Gabriella Chen (Sara Chang) an aswang hunter, aims to kill the aswang hybrid Naga to avenge her family's death. She was caught in an explosion but was rescued by Max (Ian Ignacio) and Kali (Roxanne Barcelo) who lead her to their group. The group's leader Monte (Monsour Del Rosario) also summoned Bolo (Vincent Soberano), another hunter who injects himself with aswang blood and also lost his family like Gabriella. Realizing that the aswangs are planning an attack, the other aswang hunters launch a preemptive attack on the aswang hybrid lair.

==Cast==
- Feature film
- Monsour del Rosario
- Vincent Soberano
- Sarah Chang
- Ian Ignacio
- Conan Stevens
- Temujin Shirzada
- Roxanne Barcelo

==Short film==
Blood Hunters: Rise of the Hybrids, a feature film was derived from a short film entitled Blood Hunters by the same film production team. The feature film was described by its director, Vince Soberano as an expanded version of the short film. The story of the film will "pick up" from the short film. The short film was awarded the best short film at the 2016 Cinemax HBO Action Film Competition and the Urban Action Showcase and Expo. The short film featured an all-Filipino cast.

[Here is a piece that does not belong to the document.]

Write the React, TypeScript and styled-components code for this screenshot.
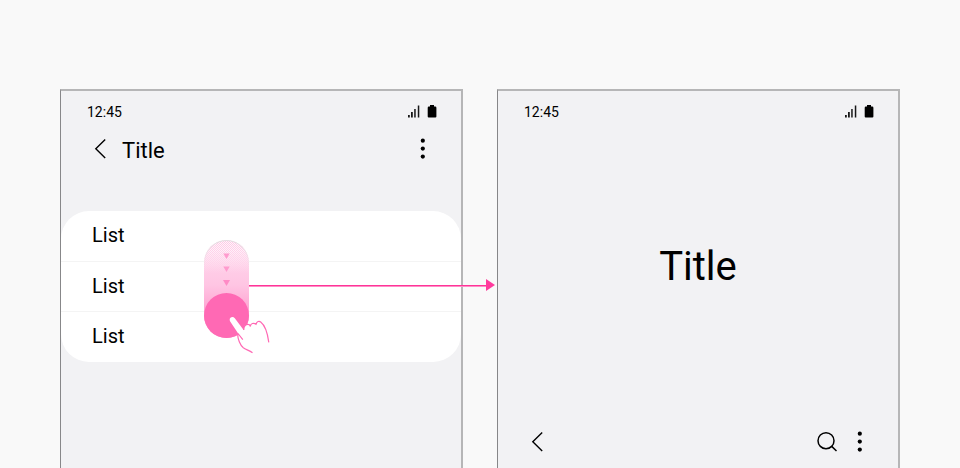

Soberano, also directed the short film remarked that people thought that filming techniques similar to what is used in Hollywood were devised in the making of the short film but said that the production team used cheaper and improvised equipment such as using cigarette boxes as cushion instead of mattresses. He also remarked that the production team can't afford to rent Arri Alexa or Black Magic digital camera systems or to use cable wires for the short film's production due to a limited budget. He attributed the short film's success to what he calls "Filipino ingenuity" and said that the team refused to compromise the film's quality despite time constraints.

The short film was shot entirely in Bacolod and features a group of people labeled as aswang. An all-female cast portrayed the group were characterized by Soberano as a misunderstood and "kinda witches" who has an ability to transform themselves which they do to scare but not kill people. They are depicted as protectors of the forest, scary-looking and vegetarians – not carnivorous like the aswang.

==Feature film==
===Production===
Director Vince Soberano is also the writer and producer of the film and one of the film's starring actors along with Monsour del Rosario. A martial artist himself along with Del Rosario, Soberano made the film to promote awareness on Filipino martial arts. He noted that the fighting method was used in foreign films such as John Wick, Jason Bourne, Frankenstein but said that Filipinos are not aware of its use since it was practiced by Hollywood actors.

====Concept====
The film have both fantasy and action elements. Aside from Filipino martial arts, the supernatural creatures known as the aswang will be featured in the film. The beings in the film according to Soberano will have different types of breed. The feature film will have Kumander Jun, a mercenary who injected himself with aswang blood, as protagonist. He characterizes the aswang in the film as beings who used to be predators but are now victims. He cites the phrase Don't judge a book by its cover, remarking that the aswang in his film must not be assumed as killers.

====Filming====
The filming of Blood Hunters: Rise of the Hybrids (then with the working title of just Blood Hunters) began in October 2016 in Morong, Bataan. By November 2016 filming was on halt and was scheduled to resume in January 2017. The film's cast will compose of actual practitioners of Filipino Martial Arts. Fight rehearsals were also scheduled in December 2016. Scenes were filmed in a day while rehearsal lasts for a week. The cast rehearsed about 12 hours daily from 10 a.m. to 10 p.m. Soberano said that he has already planned the editing and set designing aspects of the film before working on the set.

The last day of filming was done also in Morong on March 7, 2017.

==Release==
On March 7, 2017, it was announced that the producers of Blood Hunters: Rise of the Hybrids intend to participate at the 2017 Metro Manila Film Festival. They were reportedly the first to express interest to participate in the annual film festival traditionally held every December, but was not selected to be shown.

Blood Hunters was released on November 19, 2020, in the Philippines as part of the main feature showcase of the 2020 Pista ng Pelikulang Pilipino (PPP). Entries of the PPP was streamed online through the FDCP Channel platform of the Film Development Council of the Philippines.